**WORK TO COMPLETE:** Extract all lines from the data beneath that include the word "components".
-- Start THE INPUT --
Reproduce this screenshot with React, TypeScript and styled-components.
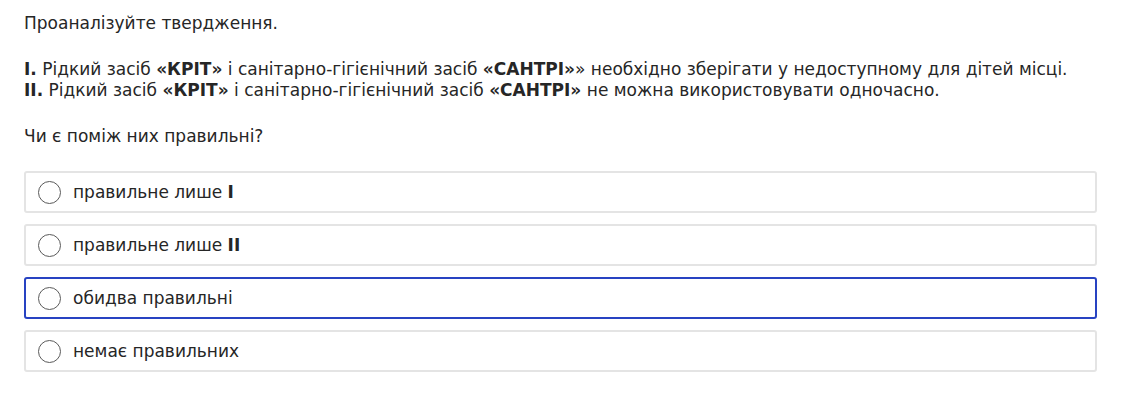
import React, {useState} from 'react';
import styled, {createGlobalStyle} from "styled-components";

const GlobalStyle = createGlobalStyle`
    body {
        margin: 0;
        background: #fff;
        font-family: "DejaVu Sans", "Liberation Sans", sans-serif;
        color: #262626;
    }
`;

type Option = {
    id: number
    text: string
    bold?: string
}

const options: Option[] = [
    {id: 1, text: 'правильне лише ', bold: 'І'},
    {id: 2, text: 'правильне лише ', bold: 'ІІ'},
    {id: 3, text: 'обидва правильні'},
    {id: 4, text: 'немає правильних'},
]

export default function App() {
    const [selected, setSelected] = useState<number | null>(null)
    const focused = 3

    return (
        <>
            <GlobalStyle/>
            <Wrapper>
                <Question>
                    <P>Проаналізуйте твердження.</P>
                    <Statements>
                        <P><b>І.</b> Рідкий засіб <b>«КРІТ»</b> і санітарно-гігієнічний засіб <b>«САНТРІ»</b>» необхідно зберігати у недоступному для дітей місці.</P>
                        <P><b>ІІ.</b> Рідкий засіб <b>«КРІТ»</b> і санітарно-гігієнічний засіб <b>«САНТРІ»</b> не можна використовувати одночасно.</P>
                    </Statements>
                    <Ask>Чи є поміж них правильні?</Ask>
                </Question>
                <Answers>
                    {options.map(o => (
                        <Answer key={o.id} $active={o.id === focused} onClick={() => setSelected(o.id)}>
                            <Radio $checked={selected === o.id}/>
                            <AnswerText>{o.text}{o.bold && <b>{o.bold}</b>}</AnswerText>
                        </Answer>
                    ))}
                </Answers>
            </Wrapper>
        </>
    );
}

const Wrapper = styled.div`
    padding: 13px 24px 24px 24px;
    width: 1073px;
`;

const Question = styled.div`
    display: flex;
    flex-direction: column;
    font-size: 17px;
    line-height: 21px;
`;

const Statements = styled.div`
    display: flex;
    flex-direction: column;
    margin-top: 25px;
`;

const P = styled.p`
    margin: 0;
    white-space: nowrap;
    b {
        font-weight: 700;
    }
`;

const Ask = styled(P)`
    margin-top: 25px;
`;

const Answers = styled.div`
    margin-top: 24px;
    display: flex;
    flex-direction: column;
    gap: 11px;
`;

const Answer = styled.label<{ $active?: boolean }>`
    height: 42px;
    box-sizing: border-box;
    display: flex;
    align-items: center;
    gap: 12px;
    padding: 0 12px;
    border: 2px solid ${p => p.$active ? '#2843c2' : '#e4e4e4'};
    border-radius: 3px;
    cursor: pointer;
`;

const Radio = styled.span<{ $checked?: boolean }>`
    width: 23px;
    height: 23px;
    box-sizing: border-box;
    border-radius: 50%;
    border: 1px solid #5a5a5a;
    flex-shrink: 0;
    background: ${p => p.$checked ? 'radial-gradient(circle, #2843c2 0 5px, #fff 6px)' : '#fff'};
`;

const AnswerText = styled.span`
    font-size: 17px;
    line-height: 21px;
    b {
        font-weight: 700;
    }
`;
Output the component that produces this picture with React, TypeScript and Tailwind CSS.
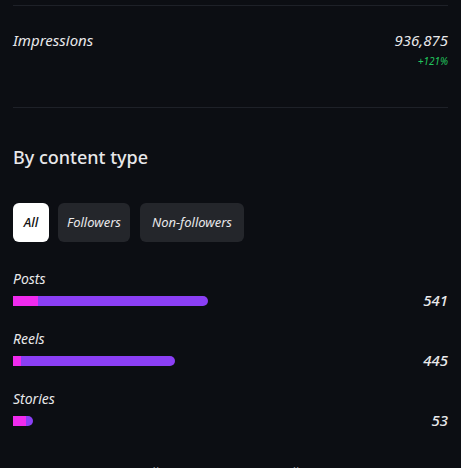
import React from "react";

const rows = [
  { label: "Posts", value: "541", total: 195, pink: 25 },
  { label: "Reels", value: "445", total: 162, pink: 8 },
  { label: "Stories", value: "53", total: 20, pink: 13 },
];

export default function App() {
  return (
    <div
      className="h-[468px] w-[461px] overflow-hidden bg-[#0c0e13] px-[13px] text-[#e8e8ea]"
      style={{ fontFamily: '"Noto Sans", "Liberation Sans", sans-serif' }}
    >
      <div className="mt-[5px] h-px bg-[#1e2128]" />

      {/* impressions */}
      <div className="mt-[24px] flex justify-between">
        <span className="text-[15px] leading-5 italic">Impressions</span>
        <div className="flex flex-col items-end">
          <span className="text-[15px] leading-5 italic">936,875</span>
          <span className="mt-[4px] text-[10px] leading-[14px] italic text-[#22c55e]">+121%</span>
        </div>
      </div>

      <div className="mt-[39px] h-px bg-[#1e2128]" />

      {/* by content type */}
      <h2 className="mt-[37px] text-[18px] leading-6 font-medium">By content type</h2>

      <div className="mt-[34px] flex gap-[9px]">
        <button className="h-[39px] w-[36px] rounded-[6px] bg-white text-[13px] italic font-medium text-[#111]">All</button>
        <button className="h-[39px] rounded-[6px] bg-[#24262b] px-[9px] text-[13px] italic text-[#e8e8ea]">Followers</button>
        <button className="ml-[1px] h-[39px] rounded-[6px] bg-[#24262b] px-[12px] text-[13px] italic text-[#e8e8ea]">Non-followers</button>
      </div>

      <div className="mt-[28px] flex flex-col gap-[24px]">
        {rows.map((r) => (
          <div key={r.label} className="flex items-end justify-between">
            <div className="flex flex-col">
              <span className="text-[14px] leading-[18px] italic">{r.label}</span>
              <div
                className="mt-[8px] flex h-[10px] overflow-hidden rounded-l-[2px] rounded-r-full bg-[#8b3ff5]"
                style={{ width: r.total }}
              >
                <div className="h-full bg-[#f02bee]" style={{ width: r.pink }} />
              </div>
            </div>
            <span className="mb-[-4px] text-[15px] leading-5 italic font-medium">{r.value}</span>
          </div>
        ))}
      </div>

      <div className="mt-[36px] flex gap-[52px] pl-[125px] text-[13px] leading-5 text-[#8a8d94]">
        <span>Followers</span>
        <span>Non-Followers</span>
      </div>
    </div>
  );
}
-- End THE INPUT --
**ANSWER BELOW:**
Reproduce this screenshot with React, TypeScript and styled-components.
import styled, {createGlobalStyle} from "styled-components";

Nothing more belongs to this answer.